Jensen's book belongs in the "life-changing books" section of the bookstore. It is as much a memoir as a "grenade rolled across the dance floor" (p. 108), encouraging us to wake up, pay attention, and listen (pp. 143; 248). This is not a "feel-good" bestseller. Rather, Jensen writes, it is "a cry of outrage, a lamentation, and at the same time a love story" (p. ix). As a victim of child abuse, Jensen digs deep into his personal experience to explore the silence and denial common to the world at large. "I wanted to write a memoir that moved beyond the microcosm of my personal experience," he explains, "to the macrocosm of the world in which we live" (p. ix). Why do we numb ourselves to our experiences, he wonders. Why do we deafen ourselves to other voices (p. viii)?

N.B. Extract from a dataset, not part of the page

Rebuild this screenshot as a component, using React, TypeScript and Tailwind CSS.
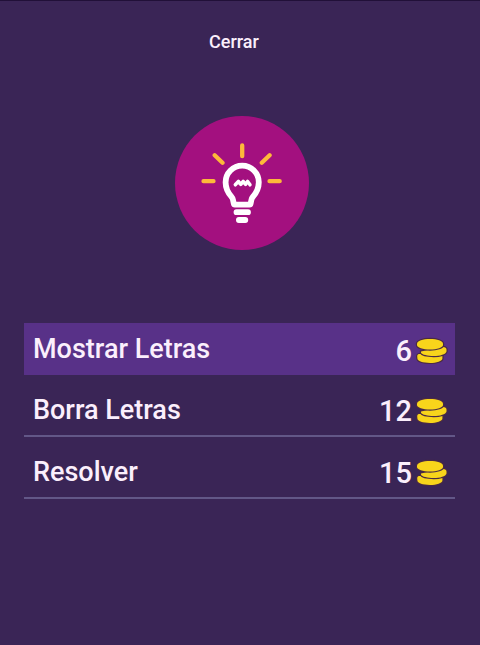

Through exploitation or annihilation, Jensen observes, our conscience and conscious awareness of relationship have been silenced by religion, science, politics, education, and violence, and we live by the maxim, "Thou shalt pretend there is nothing wrong" (p. 188). This book is about walking away from the "make-believe world" in which we "pretend all is well as we dissipate our lives in quiet desparation" (p. 6), and remembering "how to listen" (p. 7). "If we celebrate life with all its contradictions, embrace it, experience it, and ultimately live with it, there is a chance for a spiritual life filled not only with pain and untidiness, but also with joy, community, and creativity" (p. 142).

Jensen marches to the beat of his own drum, and the beat feels real. He shows that "wherever you put your foot, there is the path. You become the path" (pp. 150-51). We find the environmental activist in him wondering whether he "should write or blow up a dam" (p. 50), and pulling up surveyor's stakes (pp. 154-55). And we find him tending his chickens, dumpster diving for lettuce to feed them, conversing with coyotes, beekeeping, and shooing snakes off the road. He ponders, "what it does to each of us to spend the majority of our waking hours doing things we'd rather not do, wishing we were outside or simply elsewhere, wishing we were reading, thinking, making love, fishing, sleeping, or simply having time to figure out who . . . we are and what . . . we're doing" (p. 109).

This is a wise, old LANGUAGE that will speak to your soul, and then stay with you, reminding you "about the potential for life and love and happiness we each carry inside, but are too afraid to explore" (p. ix). I hope Jensen is working on another book in between his interviews for The Sun.

G. Merritt

Rating: 5
Summary: Five Stars Aren't Enough
Comment: _A Language Older Than Words_ is one of the best books I have ever read. Derrick Jensen is without a doubt my favorite author of all time, and I highly recommend all of his books.

_A Language Older Than Words_ is written in a unique style which blends Derrick Jensen's personal experiences, conversations with other authors and activists, critical cultural analysis, as well as historical and contemporary events and facts to back up his analysis.

If you are concerned with domestic violence, ecological destruction, how civilization is responsible for both, and where we should look for answers, then this is a book for you.

No other author has contributed more to the way I view the natural world, civilization, and this culture in particular than Derrick Jensen. I recommend all his books, but I think _A Language Older Than Words_ is probably the best of his books to start with.

_A Language Older Than Words_ is written in a very non-linear conversational style. What at first appears like unrelated tangents are masterfully woven into a complex vision of how the silencing of the natural world is related to the silencing of the oppressed and abused. Intertwined with those concepts are gut wrenching first hand accounts of both, as well as other attrocities in the culture at large. But while there is much that is dark, the book on a whole shows a hopeful path to reconnection with ourselves and the natural world.

I first read _A Language Older Than Words_ a few years ago, and I have continually lent my copy to friends, and recommended it to everyone I know. If there is any hope for humanity, and any hope that the natural world won't be completely decimated, I think some of the wisdom in this book will help guide the way.

The reason that I love this book the most is because it is intensely personal in the way that it is written, in the subjects that are discussed, and what the author reveals about himself. Derrick Jensen's cultural criticism and analysis is not some abstract intellectualized theory, but rather put together and put forth in a very down to earth and easy to grasp way. He pulls no punches, and is willing to go against cultural convention when necessary to speak what the pepetrators of abuse (domestic, ecological, economic, social, and political) would have us all remain silent about.